Give all of the lines again exactly as they read.

DATASET SECTION —

···

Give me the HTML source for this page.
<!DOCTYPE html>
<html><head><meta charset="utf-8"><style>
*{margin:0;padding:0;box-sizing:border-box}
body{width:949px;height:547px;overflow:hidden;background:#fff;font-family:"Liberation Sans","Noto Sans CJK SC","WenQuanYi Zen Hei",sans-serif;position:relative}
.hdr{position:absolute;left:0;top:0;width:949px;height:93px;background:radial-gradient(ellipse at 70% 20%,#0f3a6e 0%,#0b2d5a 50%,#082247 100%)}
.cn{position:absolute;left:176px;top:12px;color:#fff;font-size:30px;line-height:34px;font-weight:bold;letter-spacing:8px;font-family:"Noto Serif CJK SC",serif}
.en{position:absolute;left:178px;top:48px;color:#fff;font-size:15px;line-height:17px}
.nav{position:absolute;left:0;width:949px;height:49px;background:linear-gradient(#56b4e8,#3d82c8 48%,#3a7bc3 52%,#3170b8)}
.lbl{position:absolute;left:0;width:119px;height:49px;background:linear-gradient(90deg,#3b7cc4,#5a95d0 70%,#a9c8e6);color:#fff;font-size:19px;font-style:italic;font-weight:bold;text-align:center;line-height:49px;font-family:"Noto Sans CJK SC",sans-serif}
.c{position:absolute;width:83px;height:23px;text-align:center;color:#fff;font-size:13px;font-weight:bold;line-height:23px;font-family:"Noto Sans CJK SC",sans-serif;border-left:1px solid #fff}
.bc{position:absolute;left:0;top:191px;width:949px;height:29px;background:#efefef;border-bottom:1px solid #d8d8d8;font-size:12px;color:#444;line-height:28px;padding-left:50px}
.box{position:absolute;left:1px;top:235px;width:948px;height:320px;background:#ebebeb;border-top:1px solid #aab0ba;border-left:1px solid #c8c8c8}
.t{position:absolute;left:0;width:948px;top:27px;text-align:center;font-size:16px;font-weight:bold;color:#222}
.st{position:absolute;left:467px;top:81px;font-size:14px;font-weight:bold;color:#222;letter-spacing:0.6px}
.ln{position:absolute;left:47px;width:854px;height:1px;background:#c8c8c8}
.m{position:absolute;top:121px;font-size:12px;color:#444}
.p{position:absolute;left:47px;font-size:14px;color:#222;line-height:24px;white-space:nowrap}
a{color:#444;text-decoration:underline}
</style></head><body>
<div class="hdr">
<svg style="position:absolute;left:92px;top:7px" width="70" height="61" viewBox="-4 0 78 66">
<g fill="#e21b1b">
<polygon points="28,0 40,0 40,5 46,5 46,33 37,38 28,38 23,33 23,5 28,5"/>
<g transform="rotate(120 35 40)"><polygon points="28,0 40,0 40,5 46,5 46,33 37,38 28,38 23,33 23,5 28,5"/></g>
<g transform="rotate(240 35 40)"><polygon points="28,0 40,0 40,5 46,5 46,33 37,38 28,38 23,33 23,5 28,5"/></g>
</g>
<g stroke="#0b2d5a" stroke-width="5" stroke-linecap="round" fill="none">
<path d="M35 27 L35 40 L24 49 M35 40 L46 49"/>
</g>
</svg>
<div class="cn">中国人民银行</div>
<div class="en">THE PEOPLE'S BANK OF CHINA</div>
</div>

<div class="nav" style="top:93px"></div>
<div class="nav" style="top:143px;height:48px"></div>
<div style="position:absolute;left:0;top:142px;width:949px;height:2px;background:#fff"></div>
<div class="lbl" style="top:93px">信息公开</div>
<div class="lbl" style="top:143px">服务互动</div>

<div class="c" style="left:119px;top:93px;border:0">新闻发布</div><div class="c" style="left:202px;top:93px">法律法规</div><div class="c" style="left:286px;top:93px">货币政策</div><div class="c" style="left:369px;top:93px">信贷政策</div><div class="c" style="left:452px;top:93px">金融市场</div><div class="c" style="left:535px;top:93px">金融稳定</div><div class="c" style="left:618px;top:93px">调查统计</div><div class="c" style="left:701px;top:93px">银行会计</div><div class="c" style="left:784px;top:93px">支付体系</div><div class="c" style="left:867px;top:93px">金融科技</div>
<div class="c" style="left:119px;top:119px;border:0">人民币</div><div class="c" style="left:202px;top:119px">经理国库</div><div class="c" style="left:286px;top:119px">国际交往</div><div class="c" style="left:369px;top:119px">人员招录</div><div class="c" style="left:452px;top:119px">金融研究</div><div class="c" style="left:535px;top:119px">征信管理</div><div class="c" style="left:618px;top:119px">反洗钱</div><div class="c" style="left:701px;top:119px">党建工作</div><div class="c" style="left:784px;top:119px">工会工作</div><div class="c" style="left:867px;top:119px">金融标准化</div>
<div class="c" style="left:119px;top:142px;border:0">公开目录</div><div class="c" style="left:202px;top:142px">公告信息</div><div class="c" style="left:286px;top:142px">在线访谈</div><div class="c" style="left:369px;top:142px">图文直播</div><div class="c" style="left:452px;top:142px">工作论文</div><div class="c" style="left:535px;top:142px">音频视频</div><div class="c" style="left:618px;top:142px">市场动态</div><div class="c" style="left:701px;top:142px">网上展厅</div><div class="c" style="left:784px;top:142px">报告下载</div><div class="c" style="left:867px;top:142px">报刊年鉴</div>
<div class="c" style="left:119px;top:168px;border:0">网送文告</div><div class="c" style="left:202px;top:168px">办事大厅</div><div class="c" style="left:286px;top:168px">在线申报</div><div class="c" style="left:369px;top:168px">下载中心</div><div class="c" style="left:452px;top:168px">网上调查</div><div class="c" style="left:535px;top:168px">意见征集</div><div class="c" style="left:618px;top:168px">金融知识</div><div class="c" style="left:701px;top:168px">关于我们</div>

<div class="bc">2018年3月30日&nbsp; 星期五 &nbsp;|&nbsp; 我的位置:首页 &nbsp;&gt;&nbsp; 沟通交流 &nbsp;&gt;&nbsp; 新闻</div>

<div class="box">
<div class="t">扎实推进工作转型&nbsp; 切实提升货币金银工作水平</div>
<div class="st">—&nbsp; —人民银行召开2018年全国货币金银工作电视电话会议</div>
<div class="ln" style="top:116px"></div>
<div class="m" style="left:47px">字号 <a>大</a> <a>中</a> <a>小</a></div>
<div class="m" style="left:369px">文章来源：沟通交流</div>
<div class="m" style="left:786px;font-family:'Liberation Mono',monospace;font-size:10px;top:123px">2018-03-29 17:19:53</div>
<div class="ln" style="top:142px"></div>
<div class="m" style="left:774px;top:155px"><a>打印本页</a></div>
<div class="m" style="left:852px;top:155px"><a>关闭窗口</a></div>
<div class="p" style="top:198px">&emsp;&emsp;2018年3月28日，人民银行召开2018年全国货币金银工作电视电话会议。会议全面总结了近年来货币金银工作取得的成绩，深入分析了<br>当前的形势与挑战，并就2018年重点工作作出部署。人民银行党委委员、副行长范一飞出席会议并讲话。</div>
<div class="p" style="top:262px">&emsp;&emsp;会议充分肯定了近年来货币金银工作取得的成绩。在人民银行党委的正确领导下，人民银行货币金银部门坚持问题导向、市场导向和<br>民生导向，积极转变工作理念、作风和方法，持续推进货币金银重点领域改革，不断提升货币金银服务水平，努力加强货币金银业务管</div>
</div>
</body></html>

···

FINAL RESULT —
Give me the HTML source for this page.
<!DOCTYPE html>
<html><head><meta charset="utf-8"><style>
*{margin:0;padding:0;box-sizing:border-box}
body{width:949px;height:547px;overflow:hidden;background:#fff;font-family:"Liberation Sans","Noto Sans CJK SC","WenQuanYi Zen Hei",sans-serif;position:relative}
.hdr{position:absolute;left:0;top:0;width:949px;height:93px;background:radial-gradient(ellipse at 70% 20%,#0f3a6e 0%,#0b2d5a 50%,#082247 100%)}
.cn{position:absolute;left:176px;top:12px;color:#fff;font-size:30px;line-height:34px;font-weight:bold;letter-spacing:8px;font-family:"Noto Serif CJK SC",serif}
.en{position:absolute;left:178px;top:48px;color:#fff;font-size:15px;line-height:17px}
.nav{position:absolute;left:0;width:949px;height:49px;background:linear-gradient(#56b4e8,#3d82c8 48%,#3a7bc3 52%,#3170b8)}
.lbl{position:absolute;left:0;width:119px;height:49px;background:linear-gradient(90deg,#3b7cc4,#5a95d0 70%,#a9c8e6);color:#fff;font-size:19px;font-style:italic;font-weight:bold;text-align:center;line-height:49px;font-family:"Noto Sans CJK SC",sans-serif}
.c{position:absolute;width:83px;height:23px;text-align:center;color:#fff;font-size:13px;font-weight:bold;line-height:23px;font-family:"Noto Sans CJK SC",sans-serif;border-left:1px solid #fff}
.bc{position:absolute;left:0;top:191px;width:949px;height:29px;background:#efefef;border-bottom:1px solid #d8d8d8;font-size:12px;color:#444;line-height:28px;padding-left:50px}
.box{position:absolute;left:1px;top:235px;width:948px;height:320px;background:#ebebeb;border-top:1px solid #aab0ba;border-left:1px solid #c8c8c8}
.t{position:absolute;left:0;width:948px;top:27px;text-align:center;font-size:16px;font-weight:bold;color:#222}
.st{position:absolute;left:467px;top:81px;font-size:14px;font-weight:bold;color:#222;letter-spacing:0.6px}
.ln{position:absolute;left:47px;width:854px;height:1px;background:#c8c8c8}
.m{position:absolute;top:121px;font-size:12px;color:#444}
.p{position:absolute;left:47px;font-size:14px;color:#222;line-height:24px;white-space:nowrap}
a{color:#444;text-decoration:underline}
</style></head><body>
<div class="hdr">
<svg style="position:absolute;left:92px;top:7px" width="70" height="61" viewBox="-4 0 78 66">
<g fill="#e21b1b">
<polygon points="28,0 40,0 40,5 46,5 46,33 37,38 28,38 23,33 23,5 28,5"/>
<g transform="rotate(120 35 40)"><polygon points="28,0 40,0 40,5 46,5 46,33 37,38 28,38 23,33 23,5 28,5"/></g>
<g transform="rotate(240 35 40)"><polygon points="28,0 40,0 40,5 46,5 46,33 37,38 28,38 23,33 23,5 28,5"/></g>
</g>
<g stroke="#0b2d5a" stroke-width="5" stroke-linecap="round" fill="none">
<path d="M35 27 L35 40 L24 49 M35 40 L46 49"/>
</g>
</svg>
<div class="cn">中国人民银行</div>
<div class="en">THE PEOPLE'S BANK OF CHINA</div>
</div>

<div class="nav" style="top:93px"></div>
<div class="nav" style="top:143px;height:48px"></div>
<div style="position:absolute;left:0;top:142px;width:949px;height:2px;background:#fff"></div>
<div class="lbl" style="top:93px">信息公开</div>
<div class="lbl" style="top:143px">服务互动</div>

<div class="c" style="left:119px;top:93px;border:0">新闻发布</div><div class="c" style="left:202px;top:93px">法律法规</div><div class="c" style="left:286px;top:93px">货币政策</div><div class="c" style="left:369px;top:93px">信贷政策</div><div class="c" style="left:452px;top:93px">金融市场</div><div class="c" style="left:535px;top:93px">金融稳定</div><div class="c" style="left:618px;top:93px">调查统计</div><div class="c" style="left:701px;top:93px">银行会计</div><div class="c" style="left:784px;top:93px">支付体系</div><div class="c" style="left:867px;top:93px">金融科技</div>
<div class="c" style="left:119px;top:119px;border:0">人民币</div><div class="c" style="left:202px;top:119px">经理国库</div><div class="c" style="left:286px;top:119px">国际交往</div><div class="c" style="left:369px;top:119px">人员招录</div><div class="c" style="left:452px;top:119px">金融研究</div><div class="c" style="left:535px;top:119px">征信管理</div><div class="c" style="left:618px;top:119px">反洗钱</div><div class="c" style="left:701px;top:119px">党建工作</div><div class="c" style="left:784px;top:119px">工会工作</div><div class="c" style="left:867px;top:119px">金融标准化</div>
<div class="c" style="left:119px;top:142px;border:0">公开目录</div><div class="c" style="left:202px;top:142px">公告信息</div><div class="c" style="left:286px;top:142px">在线访谈</div><div class="c" style="left:369px;top:142px">图文直播</div><div class="c" style="left:452px;top:142px">工作论文</div><div class="c" style="left:535px;top:142px">音频视频</div><div class="c" style="left:618px;top:142px">市场动态</div><div class="c" style="left:701px;top:142px">网上展厅</div><div class="c" style="left:784px;top:142px">报告下载</div><div class="c" style="left:867px;top:142px">报刊年鉴</div>
<div class="c" style="left:119px;top:168px;border:0">网送文告</div><div class="c" style="left:202px;top:168px">办事大厅</div><div class="c" style="left:286px;top:168px">在线申报</div><div class="c" style="left:369px;top:168px">下载中心</div><div class="c" style="left:452px;top:168px">网上调查</div><div class="c" style="left:535px;top:168px">意见征集</div><div class="c" style="left:618px;top:168px">金融知识</div><div class="c" style="left:701px;top:168px">关于我们</div>

<div class="bc">2018年3月30日&nbsp; 星期五 &nbsp;|&nbsp; 我的位置:首页 &nbsp;&gt;&nbsp; 沟通交流 &nbsp;&gt;&nbsp; 新闻</div>

<div class="box">
<div class="t">扎实推进工作转型&nbsp; 切实提升货币金银工作水平</div>
<div class="st">—&nbsp; —人民银行召开2018年全国货币金银工作电视电话会议</div>
<div class="ln" style="top:116px"></div>
<div class="m" style="left:47px">字号 <a>大</a> <a>中</a> <a>小</a></div>
<div class="m" style="left:369px">文章来源：沟通交流</div>
<div class="m" style="left:786px;font-family:'Liberation Mono',monospace;font-size:10px;top:123px">2018-03-29 17:19:53</div>
<div class="ln" style="top:142px"></div>
<div class="m" style="left:774px;top:155px"><a>打印本页</a></div>
<div class="m" style="left:852px;top:155px"><a>关闭窗口</a></div>
<div class="p" style="top:198px">&emsp;&emsp;2018年3月28日，人民银行召开2018年全国货币金银工作电视电话会议。会议全面总结了近年来货币金银工作取得的成绩，深入分析了<br>当前的形势与挑战，并就2018年重点工作作出部署。人民银行党委委员、副行长范一飞出席会议并讲话。</div>
<div class="p" style="top:262px">&emsp;&emsp;会议充分肯定了近年来货币金银工作取得的成绩。在人民银行党委的正确领导下，人民银行货币金银部门坚持问题导向、市场导向和<br>民生导向，积极转变工作理念、作风和方法，持续推进货币金银重点领域改革，不断提升货币金银服务水平，努力加强货币金银业务管</div>
</div>
</body></html>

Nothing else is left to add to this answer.